Grande Iddio, come siete buono nel porgermi tanta forza per sollevare gli altri!
L’amore del prossimo è il conforto della vita.
Un amore del prossimo, dolce e soave, è il più bel dono che si possa avere quaggiù da Dio.
Solamente l’uomo caritatevole può pensare all’avvenire con mente serena e con cuore tranquillo.
Quaggiù, come il maggior tormento è odiare il fratello, così la maggiore consolazione è sollevarlo dalle sue miserie.
Perché il profumo della carità ascenda fino al Paradiso, bisogna che prima di dare consacriamo il dono tingendolo nel Sangue delle Piaghe Sacrosante del Redentore.
Passare la vita facendo il bene è la consolazione più cara e la benedizione più eletta che il Signore concede ai suoi figli, perché fare la carità è farla a Dio di cui i poveri sono i figli prediletti.
Per calmare lo sdegno del Padre, uno dei modi più certi è fare il bene ai suoi figli.

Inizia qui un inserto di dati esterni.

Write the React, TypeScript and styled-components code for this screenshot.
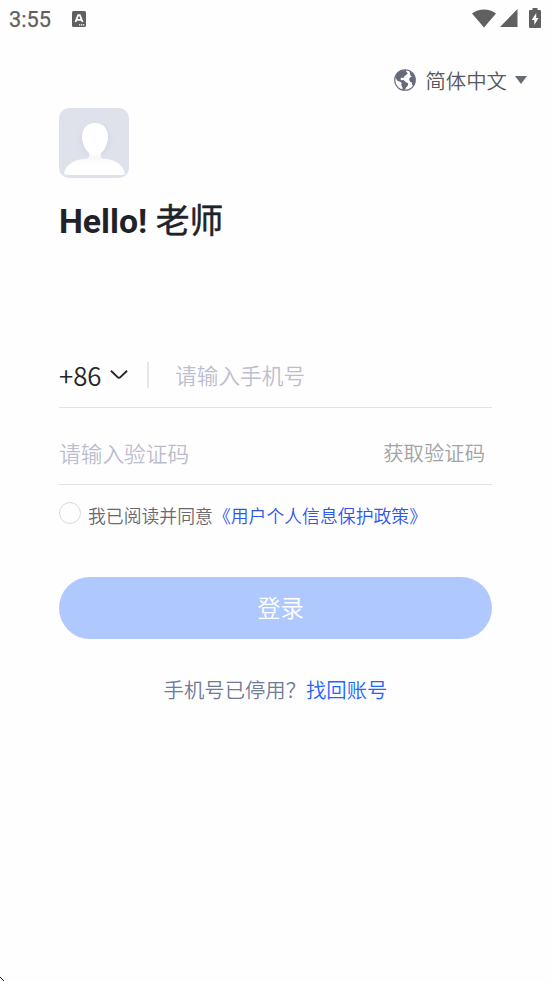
import React from 'react';
import styled, { createGlobalStyle } from 'styled-components';

const GlobalStyle = createGlobalStyle`
  * { box-sizing: border-box; }
  body { margin: 0; background: #fefefe; }
  button, input { font: inherit; border: 0; padding: 0; margin: 0; background: none; }
`;

const Screen = styled.main`
  position: relative;
  width: 551px;
  height: 981px;
  overflow: hidden;
  background: #fefefe;
  font-family: "Noto Sans CJK SC", sans-serif;
  font-weight: 350;
  white-space: nowrap;
`;

const StatusBar = styled.header`
  display: flex;
  align-items: center;
  height: 38px;
  padding: 0 10px 0 9px;
  color: #606060;
`;

const Clock = styled.time`
  width: 63px;
  padding-top: 1px;
  font: 400 21.7px/38px Roboto, sans-serif;
  -webkit-text-stroke: 0.25px #606060;
`;

const StatusIcons = styled.div`
  display: flex;
  align-items: center;
  margin: -2px 0 0 auto;
`;

const StatusIcon = styled.svg<{ $gap?: number }>`
  display: block;
  flex: none;
  margin-left: ${({ $gap = 0 }) => $gap}px;
`;

const LanguageButton = styled.button`
  display: flex;
  align-items: center;
  height: 30px;
  margin: 27px 24px 0 auto;
  color: #56585d;
  font-size: 20.4px;
  line-height: 30px;
`;

const LanguageName = styled.span`
  margin: 0 8px 0 9px;
`;

const Content = styled.section`
  display: flex;
  flex-direction: column;
  width: 433px;
  margin: 13px 0 0 59px;
`;

const Avatar = styled.svg`
  display: block;
  width: 70px;
  height: 70px;
`;

const Greeting = styled.h1`
  margin: 16px 0 0;
  color: #1f2329;
  font-size: 33.8px;
  font-weight: 400;
  line-height: 50px;
  height: 50px;
  -webkit-text-stroke: 0.5px #1f2329;
`;

const Latin = styled.span`
  font-family: Roboto, sans-serif;
  font-weight: 700;
  -webkit-text-stroke: 0;
`;

const Field = styled.div<{ $height: number; $drop?: number }>`
  display: flex;
  align-items: center;
  height: ${({ $height }) => $height}px;
  padding-top: ${({ $drop = 0 }) => $drop}px;
  border-bottom: 1px solid #e3e3e3;
`;

const Form = styled.form`
  display: flex;
  flex-direction: column;
  margin-top: 100px;
`;

const CountryCode = styled.button`
  display: flex;
  align-items: center;
  gap: 8px;
  width: 88px;
  margin-top: -1px;
  color: #252525;
  font-size: 25.8px;
  line-height: 38px;
`;

const Divider = styled.span`
  width: 2px;
  height: 26px;
  margin: -1px 26px 0 0;
  background: #e6e6e6;
`;

const Input = styled.input<{ $lift?: number }>`
  flex: 1;
  min-width: 0;
  height: 36px;
  margin-top: ${({ $lift = 1 }) => -$lift}px;
  color: #252525;
  font-size: 21.7px;
  outline: 0;
  &::placeholder { color: #bcbdcf; opacity: 1; }
`;

const CodeButton = styled.button`
  margin: -2px 7px 0 0;
  color: #a3a3a3;
  font-size: 20.35px;
  line-height: 30px;
`;

const Agreement = styled.label`
  display: flex;
  align-items: center;
  height: 28px;
  margin-top: 16px;
  color: #69696e;
  font-size: 17.85px;
  line-height: 28px;
`;

const Radio = styled.input`
  appearance: none;
  flex: none;
  width: 22px;
  height: 22px;
  margin: -5px 7px 0 0;
  border: 1px solid #d9d9d9;
  border-radius: 50%;
`;

const Link = styled.a<{ $color: string }>`
  color: ${({ $color }) => $color};
  text-decoration: none;
`;

const LoginButton = styled.button`
  height: 62px;
  margin-top: 48px;
  padding: 0 0 2px 10px;
  border-radius: 31px;
  background: #afc9ff;
  color: #fff;
  font-size: 23.3px;
  line-height: 60px;
`;

const Recovery = styled.p`
  margin: 35px 0 0;
  color: #6f7a98;
  font-size: 20.35px;
  line-height: 30px;
  text-align: center;
`;

const CornerMark = styled.svg`
  position: absolute;
  left: 0;
  bottom: 0;
`;

export default function App() {
  return (
    <Screen>
      <GlobalStyle />
      <StatusBar>
        <Clock>3:55</Clock>
        <StatusIcon width="14" height="16" viewBox="0 0 14 16">
          <rect width="14" height="16" rx="1.5" fill="#606060" />
          <path d="M3.4 11 6.2 4.2h1.6l2.8 6.8M4.7 8.8h4.6" fill="none" stroke="#fff" strokeWidth="1.8" />
          <path d="M7 13.8h1.3m.7 0h1.3m.7 0h1.3" stroke="#fff" strokeWidth="1.2" />
        </StatusIcon>
        <StatusIcons>
          <StatusIcon width="24" height="19" viewBox="0 0 24 19">
            <path d="M0 4.5C6.8-.8 17.2-.8 24 4.5L12 18.5Z" fill="#606060" />
          </StatusIcon>
          <StatusIcon $gap={4} width="18" height="18" viewBox="0 0 18 18">
            <path d="M17.5 0v18H0Z" fill="#606060" />
          </StatusIcon>
          <StatusIcon $gap={11} width="12" height="20" viewBox="0 0 12 20">
            <path d="M3.5 0h5v2H11q1 0 1 1v16q0 1-1 1H1q-1 0-1-1V3q0-1 1-1h2.5Z" fill="#606060" />
            <path d="M7.2 5 2.8 12H5.3v5L9.5 10H7.2Z" fill="#fff" />
          </StatusIcon>
        </StatusIcons>
      </StatusBar>

      <LanguageButton type="button">
        <svg width="22" height="22" viewBox="0 0 22 22">
          <circle cx="11" cy="11" r="10.3" fill="none" stroke="#666b78" strokeWidth="1.1" />
          <path d="M12 1 7 1.5 3.2 4 1.5 8.2 3 11.5l3 1.2 1.8 1.3-.6 2 1.2 2.3.2 2.4 2.2.5 1.2-2.8 1.9-2 .3-2-2.6-1.5-2-1.8-2.3.2-.9-1.2 1-1.6 2 .8.7-1.7 2.2-1.8 1.6-1.5L12.4 3Z" fill="#666b78" />
          <path d="m15.5 1.8 3.7 3 2 4.5-.1 4.4-1.6 3.4-1.3-1.1-.3-2.4-1.8-.9-1-2.1.8-2.2 2-1-1.6-1.2Z" fill="#666b78" />
        </svg>
        <LanguageName>简体中文</LanguageName>
        <svg width="12" height="8" viewBox="0 0 12 8"><path d="M0 0h12L6 8Z" fill="#666b78" /></svg>
      </LanguageButton>

      <Content>
        <Avatar viewBox="0 0 70 70">
          <defs>
            <radialGradient id="headShade">
              <stop offset=".6" stopColor="#d5d8e4" stopOpacity=".8" />
              <stop offset="1" stopColor="#dfe2eb" stopOpacity="0" />
            </radialGradient>
            <linearGradient id="neckShade" x1="0" y1="0" x2="0" y2="1">
              <stop stopColor="#f4f4f5" />
              <stop offset=".6" stopColor="#fff" />
            </linearGradient>
          </defs>
          <rect width="70" height="70" rx="10" fill="#dfe2eb" />
          <ellipse cx="36" cy="32" rx="21" ry="23" fill="url(#headShade)" />
          <path d="M30 43h12v5.5q0 2 3 2.2c10 .4 18 5.3 20.5 13q.8 3.3-2.5 3.3H8q-3.3 0-2.7-3C8 55.5 17 51 27 50.7q3-.2 3-2.2Z" fill="url(#neckShade)" />
          <path d="M36 15c8 0 13 5.6 13 14 0 9-6.5 19-13 19s-13-10-13-19c0-8.4 5-14 13-14Z" fill="#fff" />
        </Avatar>
        <Greeting><Latin>Hello! </Latin>老师</Greeting>

        <Form onSubmit={(event) => event.preventDefault()}>
          <Field $height={64}>
            <CountryCode type="button">
              +86
              <svg width="18" height="12" viewBox="0 0 19 12">
                <path d="m1 1.5 7 6.7q1.500 1.400 3 0L18 1.500" fill="none" stroke="#252525" strokeWidth="2" />
              </svg>
            </CountryCode>
            <Divider />
            <Input type="tel" placeholder="请输入手机号" $lift={3} />
          </Field>
          <Field $height={77} $drop={14}>
            <Input type="text" placeholder="请输入验证码" />
            <CodeButton type="button">获取验证码</CodeButton>
          </Field>
          <Agreement>
            <Radio type="radio" />
            <span>我已阅读并同意<Link $color="#2f55ee">《用户个人信息保护政策》</Link></span>
          </Agreement>
          <LoginButton type="submit">登录</LoginButton>
        </Form>
        <Recovery>手机号已停用？<Link $color="#1d66ff">找回账号</Link></Recovery>
      </Content>
      <CornerMark width="5" height="5" viewBox="0 0 5 5">
        <path d="M0 1h1v1H0zm1 1h1v1H1zm1 1h1v1H2zm1 1h1v1H3z" fill="#111" />
      </CornerMark>
    </Screen>
  );
}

Chi dona al povero, presta a Dio e riceve da Dio.
Meglio donare che ricevere: meglio patire che godere!
Perché un incendio di carità non infiamma i cuori nostri? Ah, se almeno fossimo noi eccellenti elemosinieri spirituali! La società sarebbe salva; e noi gloriosi con la società scampata ormai da un abisso di perdizione!
Ai più poveri e ai più derelitti dobbiamo donare non solo affetto di carità ma stima di considerazione, perché più da vicino rappresentano Gesù Cristo.
Se ci vien fatto di fare un’opera di carità, noi la compiamo con quella specie di freddezza infastidita con cui ci leviamo dall’abito un insetto che vi sia caduto. Fare la carità in questo modo non è un atto di amore, ma quasi di egoismo: è toglierci d’attorno un seccatore o una seccatura. Bisogna invece che tutto il nostro essere sia presente e soprattutto sia lieto nel compiere questo atto buono. Bisogna che la carità ci compenetri del tutto e per tutto.
L’istituto deve mostrare con i frutti dello zelo che solo la Carità di Gesù Cristo è tesoro celeste e vera medicina all’infermità umana e provvidenza alle miserie che sempre più ci circondano.